Mayor of Newton, Massachusetts
- In office January 1, 1972 – April 9, 1994
- Preceded by: Monte G. Basbas
- Succeeded by: Thomas Concannon Jr.

Member of the Massachusetts House of Representatives
- In office 1965–1972

Newton, Massachusetts Alderman
- In office 1958–1965

Personal details
- Born: May 13, 1922 Boston, Massachusetts
- Died: April 9, 1994 (aged 71) Newton, Massachusetts
- Party: Republican
- Spouse: Florence (Ober) Mann
- Children: Leslie, Richard, Eric, Debbie and, Stacie (each of whom had two children each)
- Alma mater: Boston College Boston University
- Occupation: Insurance agent

= Theodore D. Mann =

American politician

Theodore D. Mann (May 13, 1922 – April 9, 1994) was an American politician who was the longest-serving mayor of Newton, Massachusetts. He was also the city's first Jewish mayor.

==Biography==
Mann was born on May 13, 1922 in Boston, Massachusetts. Before being elected Mayor, Mann served four terms as a member of the Newton Board of Aldermen (from 1958–1965), was on the Massachusetts Attorney General's Consumer Advisory Council, and was a member of the Massachusetts House of Representatives from 1965–1972.

During his tenure as Mayor, there were a number of city improvements. While Mann was a Republican, he was able to build coalitions across party lines. The new main Newton Free Library was built and dedicated to him shortly after he died. The recycling program was expanded. Mann was a 'hands on' mayor, and never failed to show up at any Newton event until he was on his deathbed at Newton-Wellesley Hospital.

He was part of the mission to Poland for the purpose of meeting with mayors in Warsaw and Kraków to work with newly elected officials on how to govern in an atmosphere still clouded due to 30 years of Communist rule.

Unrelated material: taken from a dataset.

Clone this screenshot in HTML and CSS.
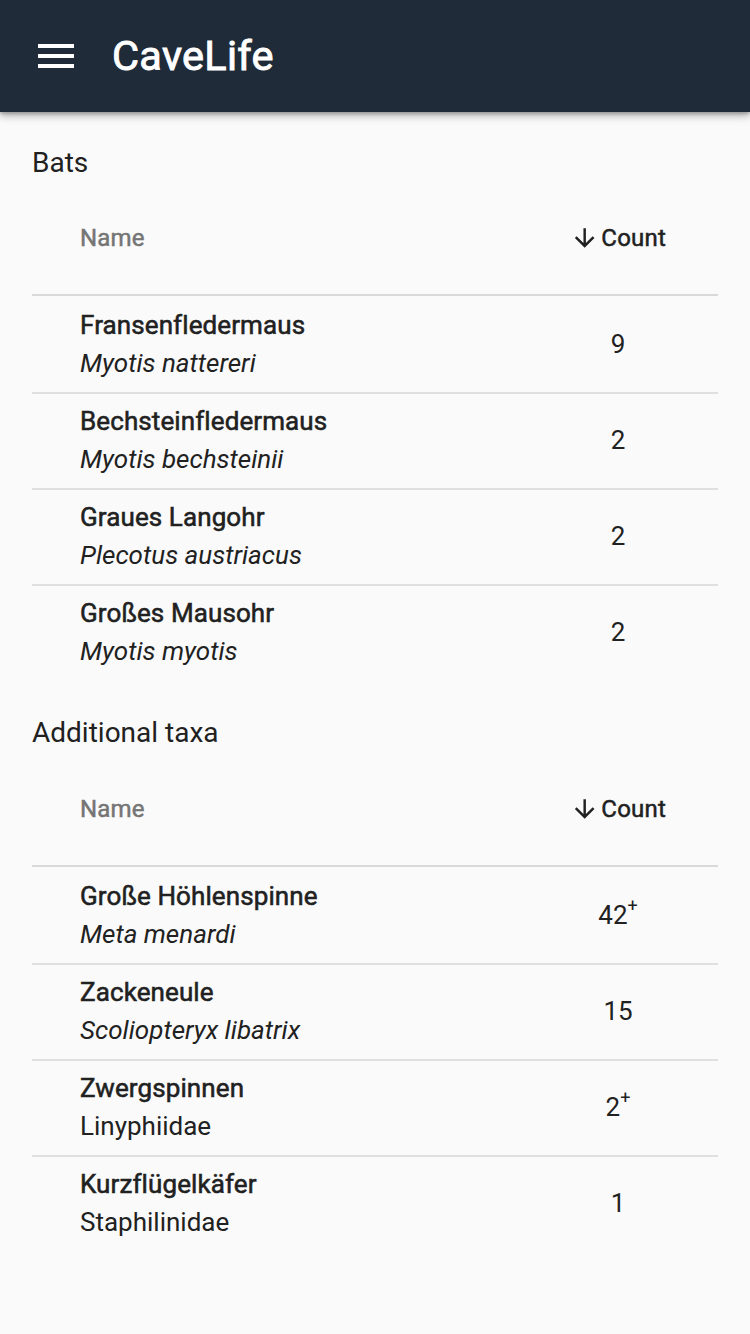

He was the son of Hyman "Honey" Mann and Lillian Epstein Mann. Hyman Mann was a state representative in the 1930s. Mann, affectionately known as "Teddy," had two siblings: Thelma Mann Barkin (1926–1995) and Robert Ralph Mann (1924–). He was married to the former Florence Ober and together they had five children, Leslie, Richard, Eric, Debbie and, Stacie. As of 2011, each of Mann's five children had two children, one of whom has had two children as well, making Teddy a grandfather of 10 and great-grandfather of 2.

Mann died on April 9, 1994 in Newton, Massachusetts.